As electors around the country convene today to ratify their states’ results—which will formally designate President-elect Donald Trump the 45th commander-in-chief of the United States—retiring Congressman Charles Rangel argued that the Electoral College has failed in its original purpose: to prevent the rise of foreign-influenced demagogues.
Trump captured 306 electoral votes on Election Night, 36 more than minimum needed to clinch the presidency, even as Hillary Clinton beat him by nearly three million ballots nationwide. Rangel invoked the words of another famous New Yorker, Alexander Hamilton, who in his famed Federalist Papers insisted the electors—usually high-ranking party officials from each state—exist in order to ensure the presidency “never fall to the lot of any man who is not in an eminent degree endowed with the requisite qualifications” with “talents for low intrigue, and the little arts of popularity.”
“I really believe that Americans ought to take another look at Alexander Hamilton’s great thinking,” the Harlem congressman, an early and ardent Clinton supporter, told reporters after an unrelated event in Manhattan. “Even though Hamilton mentions two or three times the electors are there to prevent demagogues from getting elected, seems as though he got it backwards this time.”
Hamilton also argued the electors would disallow “foreign powers to gain an improper ascendant in our councils.” This, Rangel asserted, has a special resonance in the wake of news that hackers acting at the behest of Russian President Vladimir Putin deliberately targeted the Democratic National Committee and Clinton’s campaign apparatus so as to help Trump win the White House.
“It could be very, very dangerous. The relationship that we would have with Russia is not one to laugh and joke about. And it’s not whether or not they got Hillary defeated. It’s whether they are chipping away from our form of government,” said Rangel, noting the consensus among top intelligence agencies of Putin’s actions and intent. There’s nothing more important than that, no matter who the candidates, or who won and who lost.”
In particular Rangel highlighted Trump’s nomination of ExxonMobil executive Rex Tillerson, on whom Putin personally bestowed the Russian Order of Friendship medal, for Secretary of State. The octagenarian lawmaker said that even GOP members of the Senate should find such a conflict of interest appalling.
“When I look and see who some of the people who have been considered as Secretary of State, there’s no right-wing Republican that would care more about supporting Trump than supporting the United States of America,” he said. “As bizarre as the next president of the United States is going to be, maybe he will bring Republicans and Democrats together.”
Nine days after the election, Rangel and California Sen. Barbara Boxer proposed a constitutional amendment which would abolish the Electoral College. Such a change, however, would require the support of two-thirds of sitting members of both the House of Representatives and Senate, or a constitutional convention called by two-thirds of the state legislatures—and Republicans control a majority of each.
The number of electors accorded to each state equals its total delegation to Washington, D.C., a system that grants greater weight to low population states than to denser ones like New York and California.

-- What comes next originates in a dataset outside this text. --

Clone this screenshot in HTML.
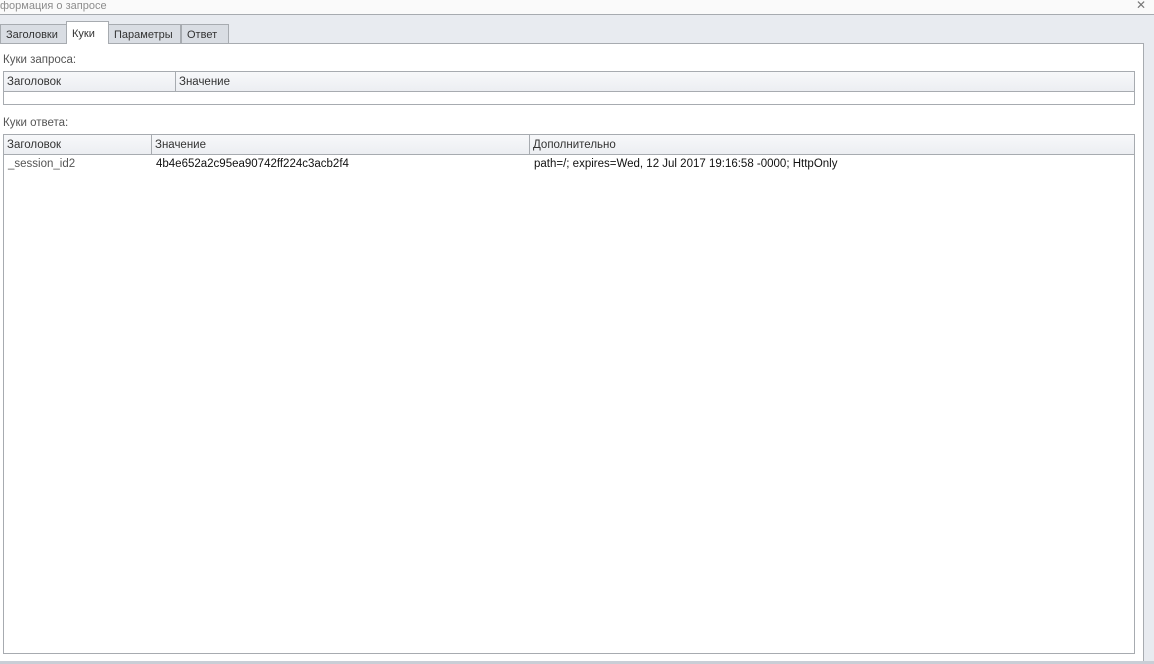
<!DOCTYPE html>
<html><head><meta charset="utf-8"><style>
*{margin:0;padding:0;box-sizing:border-box}
body{width:1154px;height:664px;overflow:hidden;background:#e8ebf0;font-family:"Liberation Sans",Tahoma,sans-serif;font-size:11px;color:#222;position:relative}
.abs{position:absolute}
.title{left:0;top:0;width:1154px;height:15px;background:#fafafa;border-bottom:1px solid #a7abb0;color:#8d8d8d;font-size:11px;line-height:13px}
.close{right:8px;top:-2px;color:#777;font-size:12px}
.tab{top:24px;height:20px;background:#d9dde3;border:1px solid #a7abb0;border-bottom:none;line-height:20px;padding-left:5px;color:#333;font-size:11px}
.tab.act{background:#fff;top:21px;height:23px;line-height:24px;z-index:2}
.panel{left:0;top:43px;width:1144px;height:619px;background:#fff;border-right:1px solid #a7abb0;border-top:1px solid #a7abb0}
.bot{left:0;top:661px;width:1154px;height:3px;background:#c9ced6}
.lbl{color:#555;font-size:11.5px}
.tbl{border:1px solid #a7abb0;background:#fff}
.hd{position:absolute;left:0;top:0;height:20px;width:100%;background:linear-gradient(#f7f8fa,#eceef2);border-bottom:1px solid #a7abb0}
.hc{position:absolute;top:0;height:19px;line-height:20px;padding-left:3px;border-right:1px solid #a7abb0;color:#333;font-size:11.5px}
.cell{position:absolute;top:22px;line-height:15px;color:#111;font-size:11.5px}
</style></head><body>
<div class="abs title">формация о запросе</div>
<div class="abs close">✕</div>
<div class="abs tab" style="left:0;width:67px">Заголовки</div>
<div class="abs tab act" style="left:66px;width:43px">Куки</div>
<div class="abs tab" style="left:108px;width:73px">Параметры</div>
<div class="abs tab" style="left:181px;width:48px">Ответ</div>
<div class="abs panel"></div>
<div class="abs bot"></div>
<div class="abs lbl" style="left:3px;top:54px">Куки запроса:</div>
<div class="abs tbl" style="left:3px;top:71px;width:1132px;height:34px">
 <div class="hd"><div class="hc" style="left:0;width:172px">Заголовок</div><div class="hc" style="left:172px;width:958px;border-right:none">Значение</div></div>
</div>
<div class="abs lbl" style="left:3px;top:117px">Куки ответа:</div>
<div class="abs tbl" style="left:3px;top:134px;width:1132px;height:520px">
 <div class="hd"><div class="hc" style="left:0;width:148px">Заголовок</div><div class="hc" style="left:148px;width:378px">Значение</div><div class="hc" style="left:526px;width:600px;border-right:none">Дополнительно</div></div>
 <div class="cell" style="left:4px;color:#555">_session_id2</div>
 <div class="cell" style="left:152px">4b4e652a2c95ea90742ff224c3acb2f4</div>
 <div class="cell" style="left:530px">path=/; expires=Wed, 12 Jul 2017 19:16:58 -0000; HttpOnly</div>
</div>
</body></html>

“It’s abundantly clear that the nation has changed. The document is expansive enough to include many of the things that we never thought would happen,” said Rangel. “Having someone win by two-and-a-half million votes, and lose it because of the concentration in states that are overrepresented by Electoral College percentage makes no sense at all.”
Disclosure: Donald Trump is the father-in-law of Jared Kushner, the publisher of Observer Media.